Copies parameter values from all requires_grad parameters into a pre-allocated 1D tensor flat_out, in traversal order:

[param_0[0], param_0[1], ..., param_0[N₀-1],
param_1[0], ..., param_1[N₁-1],
...]

flat_out must already be allocated with size equal to get_total_params_size(params).

Tensor *flat_w = tensor_create_zeros(temp_arena, 1, flat_shape);
flatten_params(params, flat_w); // snapshot current weights

Used inside L-BFGS to save the current parameter values before tentatively applying a step during the line search.


unflatten_params

inline void unflatten_params(Tensor *flat_in,
const std::vector<autograd::Variable *> &params);

The inverse of flatten_params: copies values from the flat 1D tensor back into the per-parameter tensors. Writes to param->data directly.

unflatten_params(new_flat_params, params); // apply tentative step
float loss = closure(); // evaluate at new position
if (loss > threshold) {
unflatten_params(old_flat_params, params); // restore if rejected
}

flatten_grads

inline void flatten_grads(const std::vector<autograd::Variable *> &params,
Tensor *flat_out);

Copies gradient values (from param->grad) into flat_out.
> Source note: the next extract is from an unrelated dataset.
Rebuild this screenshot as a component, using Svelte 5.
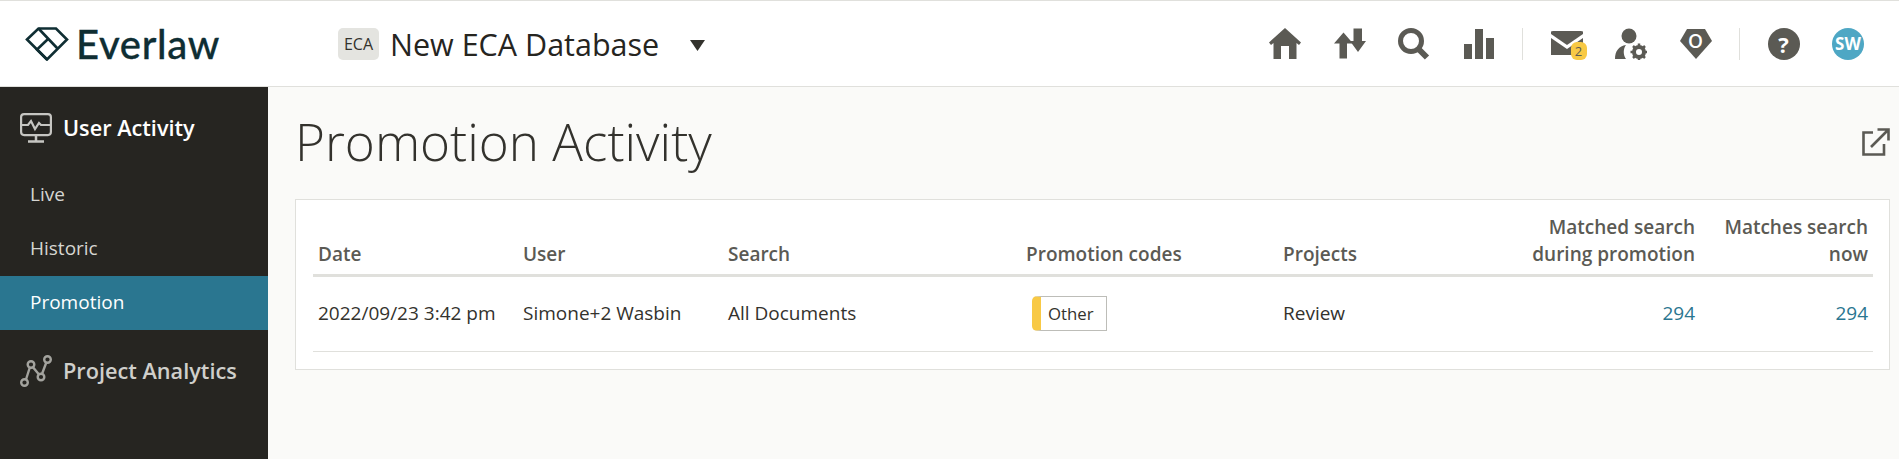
<script lang="ts">
  const headers = ['Date', 'User', 'Search', 'Promotion codes', 'Projects'];
</script>

<div class="page">
  <header class="topbar">
    <div class="brand">
      <svg class="logo" viewBox="0 0 44 34" fill="none" stroke="#0f2e33" stroke-width="2.6" stroke-linejoin="miter">
        <path d="M2 12.500 13.500 1.500H31L42 12.500 22 32.500Z"></path>
        <path d="M13.500 1.500 32.500 21.500M22 32.500 12 22.500 22.500 12.500"></path>
      </svg>
      <span class="wordmark">Everlaw</span>
    </div>
    <div class="project">
      <span class="project-badge">ECA</span>
      <span class="project-name">New ECA Database</span>
      <svg class="caret" viewBox="0 0 15 11"><path d="M0 0H15L7.500 11Z" fill="#33322d"></path></svg>
    </div>
    <nav class="nav">
      <svg class="nav-icon" viewBox="0 0 32 32" fill="#5b5a54">
        <path d="M16 0 32 14.500 30 17 27.500 15V31H20V18H12V31H4.500V15L2 17 0 14.500Z"></path>
      </svg>
      <svg class="nav-icon" viewBox="0 0 32 32" fill="#5b5a54">
        <path d="M9.500 4.500 19 15.500H13V30.500H5.500V15.500H0Z"></path>
        <path d="M19.500 0.500H28V13H32L24 24 16 13H19.500Z"></path>
      </svg>
      <svg class="nav-icon" viewBox="0 0 32 32" fill="none" stroke="#5b5a54">
        <circle cx="13" cy="13" r="10.500" stroke-width="5"></circle>
        <path d="M20.500 21 29 29.500" stroke-width="6"></path>
      </svg>
      <svg class="nav-icon" viewBox="0 0 32 32" fill="#5b5a54">
        <rect x="1" y="16" width="8" height="15"></rect>
        <rect x="12" y="1" width="8" height="30"></rect>
        <rect x="23" y="10" width="8" height="21"></rect>
      </svg>
      <span class="divider"></span>
      <div class="mail">
        <svg class="nav-icon" viewBox="0 0 32 32" fill="#5b5a54">
          <path d="M0 3.500 2 3H30L32 3.500V6L16 17 0 6Z"></path>
          <path d="M0 10 16 21 32 10V27H0Z"></path>
        </svg>
        <span class="mail-count">2</span>
      </div>
      <svg class="nav-icon" viewBox="0 0 32 32" fill="#5b5a54">
        <circle cx="14" cy="8" r="7.500"></circle>
        <path d="M0 31C0 23 4 18 11 17 8 21 8 27 11 31Z"></path>
        <circle cx="24" cy="24" r="5" fill="none" stroke="#5b5a54" stroke-width="4"></circle>
        <path d="M24 15.500V32.500M15.500 24H32.500M18 18 30 30M30 18 18 30" stroke="#5b5a54" stroke-width="2.500" stroke-dasharray="3 11 3 0"></path>
      </svg>
      <div class="points">
        <svg class="nav-icon" viewBox="0 0 32 32" fill="#5b5a54">
          <path d="M7 1H25L32 13 16 31 0 13Z"></path>
        </svg>
        <span class="points-count">O</span>
      </div>
      <span class="divider"></span>
      <div class="help">?</div>
      <div class="avatar">SW</div>
    </nav>
  </header>

  <div class="body">
    <aside class="sidebar">
      <div class="section active-section">
        <svg class="section-icon" viewBox="0 0 32 30" fill="none" stroke="#c6c6c2" stroke-width="2.200">
          <rect x="1.100" y="1.100" width="29.800" height="21" rx="3"></rect>
          <path d="M1 12H8L11 8 15 16 19 10 21 12H31"></path>
          <path d="M16 23V28M8 28.500H24" stroke-width="2.500"></path>
        </svg>
        <span>User Activity</span>
      </div>
      <a class="item" href="#live">Live</a>
      <a class="item" href="#historic">Historic</a>
      <a class="item selected" href="#promotion">Promotion</a>
      <div class="section">
        <svg class="section-icon" viewBox="0 0 32 32" fill="none" stroke="#a3a39e" stroke-width="2.400">
          <circle cx="4.500" cy="27.500" r="3.300"></circle>
          <circle cx="11" cy="9.500" r="3.300"></circle>
          <circle cx="21" cy="22" r="3.300"></circle>
          <circle cx="27.500" cy="4.500" r="3.300"></circle>
          <path d="M6 24.500 9.800 12.500M12.800 12 19 19.500M22 19 26.300 7.500"></path>
        </svg>
        <span>Project Analytics</span>
      </div>
    </aside>

    <main class="main">
      <div class="title-row">
        <h1>Promotion Activity</h1>
        <svg class="popout" viewBox="0 0 28 28" fill="none" stroke="#5b5a54" stroke-width="2.600">
          <path d="M11 4.500H1.500V26.500H22V16"></path>
          <path d="M9 19 26 2M15.500 1.500H26.500V12.500"></path>
        </svg>
      </div>

      <section class="card">
        <table>
          <colgroup>
            <col class="col-date" />
            <col class="col-user" />
            <col class="col-search" />
            <col class="col-codes" />
            <col class="col-projects" />
            <col class="col-matched" />
            <col class="col-now" />
          </colgroup>
          <thead>
            <tr>
              {#each headers as h}
                <th>{h}</th>
              {/each}
              <th class="num">Matched search<br />during promotion</th>
              <th class="num">Matches search<br />now</th>
            </tr>
          </thead>
          <tbody>
            <tr>
              <td>2022/09/23 3:42 pm</td>
              <td>Simone+2 Wasbin</td>
              <td>All Documents</td>
              <td><span class="tag">Other</span></td>
              <td>Review</td>
              <td class="num"><a href="#matched">294</a></td>
              <td class="num"><a href="#now">294</a></td>
            </tr>
          </tbody>
        </table>
      </section>
    </main>
  </div>
</div>

<style>
  :global(body) {
    margin: 0;
    font-family: "Open Sans", "Liberation Sans", sans-serif;
    color: #33322d;
  }

  .page {
    height: 459px;
    display: flex;
    flex-direction: column;
    overflow: hidden;
  }

  .topbar {
    height: 85px;
    flex-shrink: 0;
    display: flex;
    align-items: center;
    background: #fff;
    border-top: 1px solid #e0e0dc;
    border-bottom: 1px solid #e0e0dc;
  }

  .brand {
    display: flex;
    align-items: center;
    gap: 7px;
    margin-left: 25px;
    width: 313px;
  }

  .logo {
    width: 44px;
    height: 34px;
    flex-shrink: 0;
  }

  .wordmark {
    font-family: Lato, sans-serif;
    font-size: 40px;
    font-weight: 500;
    letter-spacing: 0.7px;
    -webkit-text-stroke: 0.3px #0f2e33;
    color: #0f2e33;
  }

  .project {
    display: flex;
    align-items: center;
  }

  .project-badge {
    width: 41px;
    height: 32px;
    display: flex;
    align-items: center;
    justify-content: center;
    background: #e4e4e0;
    border-radius: 5px;
    font-size: 16px;
    margin-right: 11px;
  }

  .project-name {
    font-size: 30.500px;
    font-weight: 500;
    color: #26251f;
  }

  .caret {
    width: 15px;
    height: 11px;
    margin-left: 31px;
    margin-top: 3px;
  }

  .nav {
    margin-left: auto;
    margin-right: 35px;
    display: flex;
    align-items: center;
    gap: 32.500px;
  }

  .nav-icon {
    width: 32px;
    height: 32px;
    display: block;
  }

  .divider {
    width: 1px;
    height: 32px;
    background: #e0e0dc;
    margin: 0 -5px;
  }

  .mail,
  .points {
    position: relative;
    width: 32px;
    height: 32px;
  }

  .mail-count {
    position: absolute;
    right: -4px;
    bottom: 0;
    width: 16px;
    height: 18px;
    border-radius: 6px;
    background: #f8c945;
    color: #5b5a54;
    font-size: 13px;
    line-height: 18px;
    text-align: center;
  }

  .points-count {
    position: absolute;
    left: 0;
    right: 0;
    top: 3px;
    text-align: center;
    color: #fff;
    font-size: 19px;
    font-weight: 600;
    line-height: 20px;
  }

  .help,
  .avatar {
    width: 32px;
    height: 32px;
    border-radius: 50%;
    display: flex;
    align-items: center;
    justify-content: center;
    color: #fff;
    font-weight: 700;
  }

  .help {
    background: #5b5a54;
    font-size: 22px;
  }

  .avatar {
    background: #4ea7c4;
    font-size: 17px;
  }

  .body {
    flex: 1;
    display: flex;
    min-height: 0;
  }

  .sidebar {
    width: 268px;
    flex-shrink: 0;
    background: #262521;
    display: flex;
    flex-direction: column;
  }

  .section {
    height: 81px;
    display: flex;
    align-items: center;
    gap: 11px;
    padding-left: 20px;
    font-size: 21.700px;
    font-weight: 600;
    color: #cfcfcb;
  }

  .section.active-section {
    height: 81px;
    color: #fff;
  }

  .section-icon {
    width: 32px;
    height: 32px;
    flex-shrink: 0;
  }

  .item {
    height: 54px;
    box-sizing: border-box;
    display: flex;
    align-items: center;
    padding: 0 0 3px 30px;
    font-size: 19px;
    color: #d6d6d2;
    text-decoration: none;
  }

  .item.selected {
    background: #2a7690;
    color: #fff;
  }

  .main {
    flex: 1;
    min-width: 0;
    background: #fafaf8;
    padding: 22px 9px 0 27px;
  }

  .title-row {
    display: flex;
    align-items: center;
    justify-content: space-between;
    height: 65px;
    margin-bottom: 25px;
  }

  h1 {
    margin: 0;
    font-size: 51.200px;
    font-weight: 300;
    line-height: 65px;
    color: #33322d;
  }

  .popout {
    width: 28px;
    height: 28px;
  }

  .card {
    background: #fff;
    border: 1px solid #e0e0dc;
    padding: 14px 16px 17px 17px;
  }

  table {
    width: 1560px;
    table-layout: fixed;
    border-collapse: collapse;
    font-size: 19px;
  }

  .col-date,
  .col-user {
    width: 205px;
  }

  .col-search {
    width: 298px;
  }

  .col-codes {
    width: 257px;
  }

  .col-projects {
    width: 200px;
  }

  .col-matched {
    width: 222px;
  }

  .col-now {
    width: 173px;
  }

  th {
    text-align: left;
    vertical-align: bottom;
    font-weight: 600;
    font-size: 19px;
    line-height: 27px;
    color: #5b5a54;
    padding: 0 5px 6px;
    border-bottom: 3px solid #e0e0dc;
  }

  td {
    height: 72px;
    padding: 0 5px 2px;
    border-bottom: 1px solid #e0e0dc;
    color: #33322d;
    white-space: nowrap;
  }

  .num {
    text-align: right;
  }

  td a {
    color: #2a7690;
    text-decoration: none;
  }

  .tag {
    display: inline-flex;
    align-items: center;
    height: 33px;
    padding: 0 12px 0 7px;
    margin-left: 6px;
    background: #fff;
    border: 1px solid #bdbdb8;
    border-left: 9px solid #f8c945;
    border-radius: 5px 0 0 5px;
    font-size: 16.800px;
    color: #33322d;
  }
</style>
Only processes parameters with requires_grad = true and non-null grad.

Tensor *flat_g = tensor_create_zeros(temp_arena, 1, flat_shape);
flatten_grads(params, flat_g); // snapshot current gradients

Used inside L-BFGS to compute y_k = g_{k+1} - g_k across a step.


tensor_dot_1d

inline float tensor_dot_1d(Tensor *a, Tensor *b);

Computes the dot product of two 1D tensors:

result = Σ a[i] * b[i]

Both tensors must have the same size. This is a simple scalar loop — no SIMD, no OpenMP. Used by L-BFGS to compute quantities like ρ_k = 1 / (y_k^T * s_k) and the direction scalars α_i, β_i in the two-loop recursion.

float ys = tensor_dot_1d(y_k, s_k);
float rho = 1.0f / ys;

float alpha = rho * tensor_dot_1d(s_k, direction);

Using the Utilities Directly

These utilities are exposed for users implementing custom second-order optimizers. A pattern for a simple Newton-CG step:

#include "optim/optim_utils.hpp"

uint64_t n = optim::get_total_params_size(params);
uint32_t shape[1] = {(uint32_t)n};

// Get current gradient as flat vector
Tensor *g = tensor_create_zeros(arena, 1, shape);
optim::flatten_grads(params, g);

// Compute some search direction d (e.g. conjugate gradient on the Hessian-vector product)
Tensor *d = tensor_create_zeros(arena, 1, shape);
// ... fill d ...

// Compute step size (e.g. from line search)
float t = 0.01f;

// Apply: w = w + t * d
Tensor *step = tensor_create_zeros(arena, 1, shape);
tensor_copy(step, d);
tensor_scale(step, t);

Tensor *flat_w = tensor_create_zeros(arena, 1, shape);
optim::flatten_params(params, flat_w);
tensor_add(flat_w, flat_w, step);
optim::unflatten_params(flat_w, params);